Senate Finance Committee Chairman Orrin Hatch, R-Utah, who also serves as the Senate's president pro tempore, is surrounded by reporters on the way to a meeting of the GOP leadership as lawmakers rush to wrap up their work and pass a funding bill to avert a government shutdown, at the Capitol in Washington, Monday, Dec. 14, 2015. (AP Photo/J. Scott Applewhite)

Sen. Orrin Hatch needs to retire for a multitude of reasons. He is no longer the man who worked with Sen. Edward Kennedy to improve our country.

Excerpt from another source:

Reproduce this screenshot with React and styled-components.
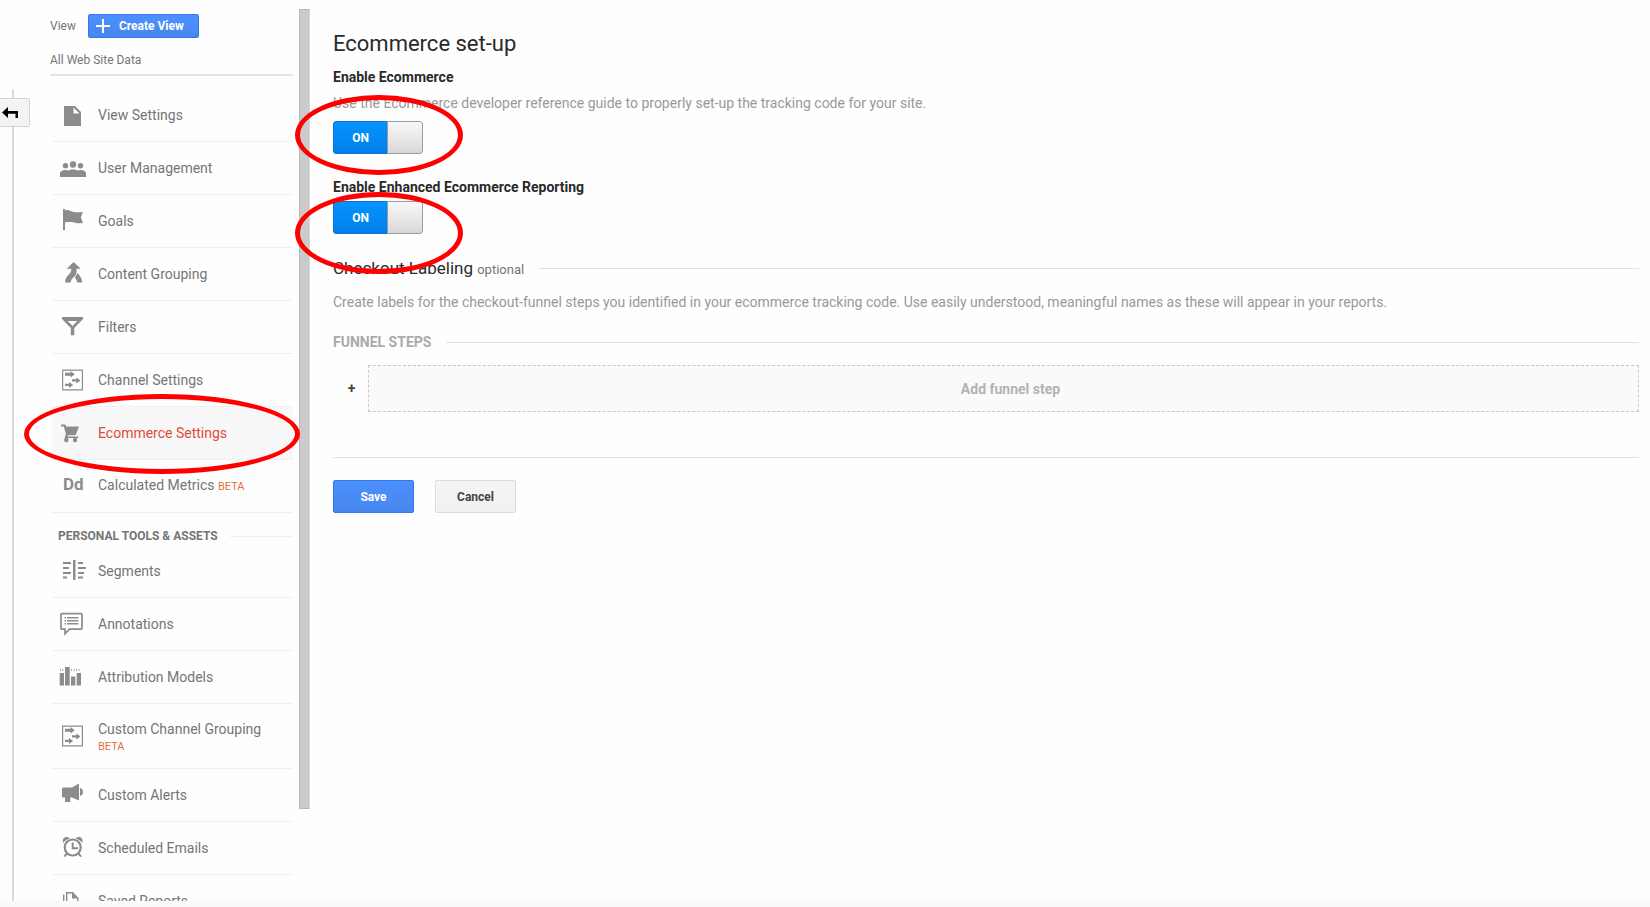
import React, { useState } from "react";
import styled, { createGlobalStyle, css } from "styled-components";

const GlobalStyle = createGlobalStyle`
  * {
    box-sizing: border-box;
  }

  body {
    margin: 0;
    background: #fefefe;
    color: #2a2a2a;
    font-family: Roboto, "Liberation Sans", sans-serif;
    font-size: 14px;
    line-height: 20px;
  }

  button {
    font-family: inherit;
    cursor: pointer;
  }
`;

const Page = styled.div`
  display: grid;
  grid-template-rows: minmax(0, 1fr) 6px;
  height: 100vh;
`;

const Columns = styled.div`
  display: grid;
  grid-template-columns: 30px 243px 11px minmax(0, 1fr);
  min-height: 0;
  overflow: hidden;
`;

const Footer = styled.footer`
  background: #f8f9fb;
`;

/* left rail */

const Rail = styled.div`
  display: flex;
  flex-direction: column;
  padding-top: 89px;
`;

const RailLine = styled.span`
  width: 2px;
  margin-left: 12px;
  background: #dadada;
  flex: ${props => (props.$grow ? "1" : "0 0 9px")};
`;

const BackButton = styled.button`
  display: flex;
  align-items: center;
  height: 29px;
  padding: 0 0 0 2px;
  border: 1px solid #d4d4d4;
  border-left: 0;
  border-radius: 0 2px 2px 0;
  background: #f3f3f3;
`;

/* sidebar */

const Sidebar = styled.aside`
  min-height: 0;
  margin-left: 20px;
  margin-right: -20px;
  padding-top: 14px;
`;

const ViewHeader = styled.div`
  border-bottom: 2px solid #e3e3e3;
  padding-bottom: 6px;
  margin-bottom: 13px;
  color: #757575;
  font-size: 12px;
  line-height: 16px;
`;

const ViewRow = styled.div`
  display: flex;
  align-items: center;
  gap: 12px;
  margin-bottom: 14px;
`;

const CreateButton = styled.button`
  display: flex;
  align-items: center;
  gap: 9px;
  height: 24px;
  padding: 0 14px 0 7px;
  border: 1px solid #3079ed;
  border-radius: 2px;
  background: linear-gradient(#4d90fe, #4787ed);
  color: #fff;
  font-size: 12px;
  font-weight: bold;
`;

const Menu = styled.ul`
  list-style: none;
  margin: 0 0 0 2px;
  padding: 0;
`;

const MenuItem = styled.li`
  position: relative;
  border-bottom: 1px solid #efefef;
  background: ${props => (props.$active ? "#f8f8f8" : "transparent")};
`;

const MenuLink = styled.a`
  display: flex;
  align-items: center;
  gap: 12px;
  height: ${props => (props.$tall ? "64px" : "52px")};
  padding-left: 6px;
  color: ${props => (props.$active ? "#dd4b39" : "#757575")};
  line-height: 18px;
  text-decoration: none;
`;

const MenuText = styled.span`
  padding-top: ${props => (props.$tall ? "4px" : "0")};
`;

const MenuIcon = styled.svg`
  flex: none;
  width: 28px;
  height: 24px;
  overflow: visible;
  fill: #8c8c8c;
`;

const LetterIcon = styled.span`
  flex: none;
  width: 28px;
  padding: 0 0 4px 5px;
  color: #8c8c8c;
  font-size: 17px;
  font-weight: bold;
`;

const Beta = styled.span`
  display: ${props => (props.$block ? "block" : "inline")};
  color: #e2703a;
  font-size: 11px;
`;

const MenuHeading = styled.h2`
  display: flex;
  align-items: center;
  gap: 12px;
  margin: 0 0 0 8px;
  padding: 15px 0 1px;
  color: #757575;
  font-size: 12px;
  line-height: 16px;
  font-weight: bold;

  &::after {
    content: "";
    flex: 1;
    height: 1px;
    background: #efefef;
  }
`;

const ScrollBar = styled.div`
  margin: 9px -26px 92px 26px;
  border: 1px solid #b8b8b8;
  border-right-color: #d8d8d8;
  background: #cbcbcb;
`;

/* settings form */

const Main = styled.main`
  margin-left: 49px;
  padding: 30px 11px 0 0;
`;

const Title = styled.h1`
  margin: 0 0 9px;
  font-size: 22px;
  line-height: 28px;
  font-weight: normal;
`;

const FieldLabel = styled.label`
  display: block;
  font-weight: bold;
`;

const Hint = styled.p`
  margin: 0;
  color: #999;
`;

const Field = styled.div`
  display: flex;
  flex-direction: column;
  align-items: flex-start;
  margin-bottom: 23px;

  ${Hint} {
    margin: 6px 0 4px;
  }
`;

const Switch = styled.span`
  position: relative;
  display: flex;
  width: 90px;
  height: 33px;
  margin-top: 4px;
`;

const SwitchInput = styled.input`
  position: absolute;
  inset: 0;
  width: 100%;
  height: 100%;
  margin: 0;
  opacity: 0;
  cursor: pointer;
`;

const SwitchTrack = styled.span`
  display: flex;
  flex: 1;
  flex-direction: ${props => (props.$on ? "row" : "row-reverse")};
  overflow: hidden;
  border-radius: 3px;
`;

const SwitchText = styled.span`
  flex: 1;
  border: 1px solid #0a74cf;
  border-right: 0;
  border-radius: 3px 0 0 3px;
  background: ${props =>
    props.$on ? "linear-gradient(#0593ff, #0080ea)" : "#aaa"};
  color: #fff;
  font-size: 12px;
  line-height: 32px;
  font-weight: bold;
  text-align: center;
`;

const SwitchKnob = styled.span`
  width: 36px;
  border: 1px solid #999;
  border-radius: 0 3px 3px 0;
  background: linear-gradient(#f8f8f8, #d8d8d8);
`;

const SectionHeading = styled.h2`
  display: flex;
  align-items: center;
  gap: 15px;
  margin: 0;

  &::after {
    content: "";
    flex: 1;
    height: 1px;
    background: #e0e0e0;
  }

  ${props =>
    props.$minor
      ? css`
          color: #aaa;
          font-size: 14px;
          line-height: 20px;
          font-weight: bold;
        `
      : css`
          font-size: 17px;
          line-height: 22px;
          font-weight: normal;
        `}
`;

const Optional = styled.small`
  color: #757575;
  font-size: 13px;
  line-height: 16px;
`;

const Checkout = styled.section`
  display: flex;
  flex-direction: column;
  border-bottom: 1px solid #e0e0e0;
  padding-bottom: 45px;
  margin-bottom: 22px;

  ${Hint} {
    margin: 13px 0 20px;
  }
`;

const StepRow = styled.div`
  display: flex;
  align-items: center;
  margin-top: 13px;
`;

const StepMark = styled.span`
  width: 35px;
  padding: 0 0 2px 2px;
  color: #444;
  text-align: center;
  font-weight: bold;
`;

const AddStep = styled.button`
  flex: 1;
  height: 47px;
  border: 1px dashed #c8c8c8;
  background: #fafafa;
  color: #b3b3b3;
  font-size: 14px;
  font-weight: bold;
  padding-left: 20px;
`;

const Actions = styled.div`
  display: flex;
  gap: 21px;
`;

const Button = styled.button`
  min-width: 81px;
  height: 33px;
  border: 1px solid ${props => (props.$primary ? "#3079ed" : "#dcdcdc")};
  border-radius: 2px;
  background: ${props =>
    props.$primary
      ? "linear-gradient(#4d90fe, #4787ed)"
      : "linear-gradient(#f5f5f5, #f1f1f1)"};
  color: ${props => (props.$primary ? "#fff" : "#444")};
  font-size: 12px;
  font-weight: bold;
`;

/* red ring laid over the part it surrounds */
const Marker = styled.span`
  position: absolute;
  z-index: 2;
  border: 5px solid #fe0000;
  border-radius: 50%;
  pointer-events: none;
  inset: ${props => props.$inset};
`;

const icons = {
  file: <path fillRule="evenodd" d="M6 3h11l6 6v14H6zM15.500 4.500v6h6z" />,
  users: (
    <>
      <circle cx="15" cy="8.500" r="3.200" />
      <circle cx="7.500" cy="9.700" r="2.700" />
      <circle cx="22.500" cy="9.700" r="2.700" />
      <path d="M2 21v-3.500c0-2.200 2.500-3.500 5.500-3.500 1 0 2 .2 2.700.6 1.200-.7 2.800-1.100 4.800-1.100s3.600.4 4.800 1.100c.7-.4 1.700-.6 2.700-.6 3 0 5.500 1.300 5.500 3.500V21z" />
    </>
  ),
  flag: (
    <path d="M5 0h2v1.500c3-1.300 5.500.8 9 1.500 3 .6 6 .3 9 0l-2.200 5.200L25 14c-3 .5-5 .5-9-.5-3-.8-6-.5-9-.2V21H5z" />
  ),
  merge: (
    <>
      <path d="M15.700 0l7 6.700h-4.200v2.500c0 2.500-.9 4.200-2.600 5.900-2 2-3 3-3.200 5.400H7c.2-4 1.500-6 4-8.300 1.600-1.500 2.200-2.700 2.200-4.500v-1H8.700z" />
      <path d="M19.300 11c3 2.700 4.600 5.200 4.800 9.500H19c-.1-2.200-.8-3.600-2.200-5.200 1.200-1.300 1.900-2.600 2.500-4.300z" />
    </>
  ),
  filter: (
    <path
      fillRule="evenodd"
      d="M4 2h21v2l-8.700 9v7.300h-3.500V13L4 4zM9.700 6l4.800 5 4.800-5z"
    />
  ),
  channel: (
    <>
      <path
        fillRule="evenodd"
        d="M4 1.500h21v21H4zM5.200 2.700v18.600h18.600V2.700z"
      />
      <path d="M7 4.700h5.500V3l4.300 3.200-4.300 3.200V7.700H7zM14 11.200h4.300V9.400l4.200 3-4.200 3v-1.800H14zM7 15.700h4v-1.800l4.200 3-4.200 3v-1.800H7z" />
    </>
  ),
  cart: (
    <>
      <path d="M3 3.500h4.200l1 2H21l-3 7.700c-.4.700-.8 1-1.600 1H10l-.7 1.200h11V17H8c-1 0-1.500-.9-1-1.800l1-2-2.200-7.700H3z" />
      <circle cx="8.300" cy="19" r="2.200" />
      <circle cx="17" cy="19" r="2.200" />
    </>
  ),
  segments: (
    <path d="M15 1h2.500v20H15zM5 3h8v2H5zM5 8h6v2H5zM5 13h8v2H5zM5 17.500h4v2H5zM20 3h5v2h-5zM20 8h8v2h-8zM20 13h6v2h-6zM20 17.500h5v2h-5z" />
  ),
  annotation: (
    <>
      <path
        d="M4 1.700h19c.5 0 1 .3 1 .8v13.800c0 .5-.5.900-1 .9H11.500L7 21.700v-4.500H4c-.5 0-1-.4-1-.9V2.500c0-.5.5-.8 1-.8z"
        fill="none"
        stroke="#8c8c8c"
        strokeWidth="1.700"
      />
      <path d="M6.500 5H8v1.500H6.500zM9 5h11.500v1.500H9zM6.500 8H8v1.500H6.500zM9 8h11.500v1.500H9zM6.500 11H8v1.500H6.500zM9 11h11.500v1.500H9z" />
    </>
  ),
  bars: (
    <path d="M1.700 8H6v12.500H1.700zM7 2h4.700v18.500H7zM13 11.500h4.300v9H13zM18.700 8H23v12.500h-4.300zM2 4.300h1v1.400H2zM4.300 4.300h1v1.400h-1zM13 4.300h1v1.400h-1zM15.500 4.300h1v1.400h-1zM18 4.300h1v1.400h-1zM20.500 4.300h1v1.400h-1z" />
  ),
  megaphone: (
    <path d="M5.500 4.500H14l7-4v17L14 14.500h-1.800V19H7v-4.500H5.500c-.9 0-1.500-.5-1.500-1.500V6c0-.9.6-1.500 1.500-1.500zM22 4.700c1.800.6 3 2.200 3 4.200s-1.200 3.600-3 4.200z" />
  ),
  alarm: (
    <>
      <circle cx="14.700" cy="11.500" r="8" fill="none" stroke="#8c8c8c" strokeWidth="2.200" />
      <path d="M13.700 6.500h2v4.700h4.300v2h-6.300z" />
      <path d="M5.200 7C4 3.500 5.700 1 8.500 1c1.500 0 2.700.6 3.400 1.500C9 3.400 6.700 4.800 5.200 7zM24.200 7c1.200-3.500-.5-6-3.300-6-1.500 0-2.700.6-3.400 1.500 2.900.9 5.200 2.300 6.700 4.500zM8 17l1.600 1.500L7 21l-1.500-.8zM21.400 17l-1.600 1.500 2.600 2.500 1.500-.8z" />
    </>
  ),
  reports: (
    <path
      fillRule="evenodd"
      d="M8 3h7l5.500 6v11H8zM9.400 4.400v14.200h9.700V9.500H14V4.400zM5 5.500h1.400v17H17V24H5z"
    />
  )
};

const viewItems = [
  { label: "View Settings", icon: "file" },
  { label: "User Management", icon: "users" },
  { label: "Goals", icon: "flag" },
  { label: "Content Grouping", icon: "merge" },
  { label: "Filters", icon: "filter" },
  { label: "Channel Settings", icon: "channel" },
  { label: "Ecommerce Settings", icon: "cart", active: true },
  { label: "Calculated Metrics", letters: "Dd", beta: "inline" }
];

const personalItems = [
  { label: "Segments", icon: "segments" },
  { label: "Annotations", icon: "annotation" },
  { label: "Attribution Models", icon: "bars" },
  { label: "Custom Channel Grouping", icon: "channel", beta: "block" },
  { label: "Custom Alerts", icon: "megaphone" },
  { label: "Scheduled Emails", icon: "alarm" },
  { label: "Saved Reports", icon: "reports" }
];

const MenuList = ({ items }) => (
  <Menu>
    {items.map(item => (
      <MenuItem key={item.label} $active={item.active}>
        <MenuLink
          href="#"
          $active={item.active}
          $tall={item.beta === "block"}
          aria-current={item.active ? "page" : undefined}
        >
          {item.letters ? (
            <LetterIcon aria-hidden="true">{item.letters}</LetterIcon>
          ) : (
            <MenuIcon viewBox="0 0 28 24" aria-hidden="true">
              {icons[item.icon]}
            </MenuIcon>
          )}
          <MenuText $tall={item.beta === "block"}>
            {item.label}{" "}
            {item.beta && <Beta $block={item.beta === "block"}>BETA</Beta>}
          </MenuText>
        </MenuLink>
        {item.active && <Marker $inset="-13px -7px -15px -28px" />}
      </MenuItem>
    ))}
  </Menu>
);

const Toggle = ({ id, marker }) => {
  const [on, setOn] = useState(true);
  return (
    <Switch>
      <SwitchTrack $on={on}>
        <SwitchText $on={on}>{on ? "ON" : "OFF"}</SwitchText>
        <SwitchKnob />
      </SwitchTrack>
      <SwitchInput
        id={id}
        type="checkbox"
        checked={on}
        onChange={e => setOn(e.target.checked)}
      />
      <Marker $inset={marker} />
    </Switch>
  );
};

const App = () => (
  <Page>
    <GlobalStyle />
    <Columns>
      <Rail>
        <RailLine />
        <BackButton aria-label="Back">
          <svg width="17" height="12" viewBox="0 0 17 12" aria-hidden="true">
            <path d="M0 5.500L6 0v4h10v7h-2.500V6.700H6V11z" />
          </svg>
        </BackButton>
        <RailLine $grow />
      </Rail>

      <Sidebar>
        <ViewHeader>
          <ViewRow>
            <span>View</span>
            <CreateButton>
              <svg width="14" height="14" viewBox="0 0 14 14" aria-hidden="true">
                <path d="M6 0h2v6h6v2H8v6H6V8H0V6h6z" fill="#fff" />
              </svg>
              Create View
            </CreateButton>
          </ViewRow>
          <div>All Web Site Data</div>
        </ViewHeader>
        <MenuList items={viewItems} />
        <MenuHeading>PERSONAL TOOLS &amp; ASSETS</MenuHeading>
        <MenuList items={personalItems} />
      </Sidebar>

      <ScrollBar />

      <Main>
        <Title>Ecommerce set-up</Title>
        <Field>
          <FieldLabel htmlFor="ecommerce">Enable Ecommerce</FieldLabel>
          <Hint>
            Use the Ecommerce developer reference guide to properly set-up the
            tracking code for your site.
          </Hint>
          <Toggle id="ecommerce" marker="-26px -40px -21px -38px" />
        </Field>
        <Field>
          <FieldLabel htmlFor="enhanced">
            Enable Enhanced Ecommerce Reporting
          </FieldLabel>
          <Toggle id="enhanced" marker="-9px -40px -40px -38px" />
        </Field>

        <Checkout>
          <SectionHeading>
            <span>
              Checkout Labeling <Optional>optional</Optional>
            </span>
          </SectionHeading>
          <Hint>
            Create labels for the checkout-funnel steps you identified in your
            ecommerce tracking code. Use easily understood, meaningful names as
            these will appear in your reports.
          </Hint>
          <SectionHeading as="h3" $minor>
            FUNNEL STEPS
          </SectionHeading>
          <StepRow>
            <StepMark>+</StepMark>
            <AddStep>Add funnel step</AddStep>
          </StepRow>
        </Checkout>

        <Actions>
          <Button $primary>Save</Button>
          <Button>Cancel</Button>
        </Actions>
      </Main>
    </Columns>
    <Footer />
  </Page>
);

export default App;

Visual evidence is the video of him trying to answer a question from Sen. Claire McCaskill of Missouri about the proposed new health plan. Hatch seems to not understand the question and cannot mount a cogent answer until one of his aides tells him what to say — all recorded.

Left to his own words, he has issued patronizing remarks on Native Americans in Utah, and disparaged people receiving health care through the government (which he is) as being on the dole, willing to “take every dime they can get.”

He has become an apologist for President Trump for doing so many things Hatch would be humiliated if he had been caught doing. However, some of it wore off on the senator. He claims the Republicans “shot their wad” on health care, a crude sexual idiom, but his office claims it’s a Civil War reference.

When a senator uses colloquialisms from over 150 years ago, he/she has been in Congress too long.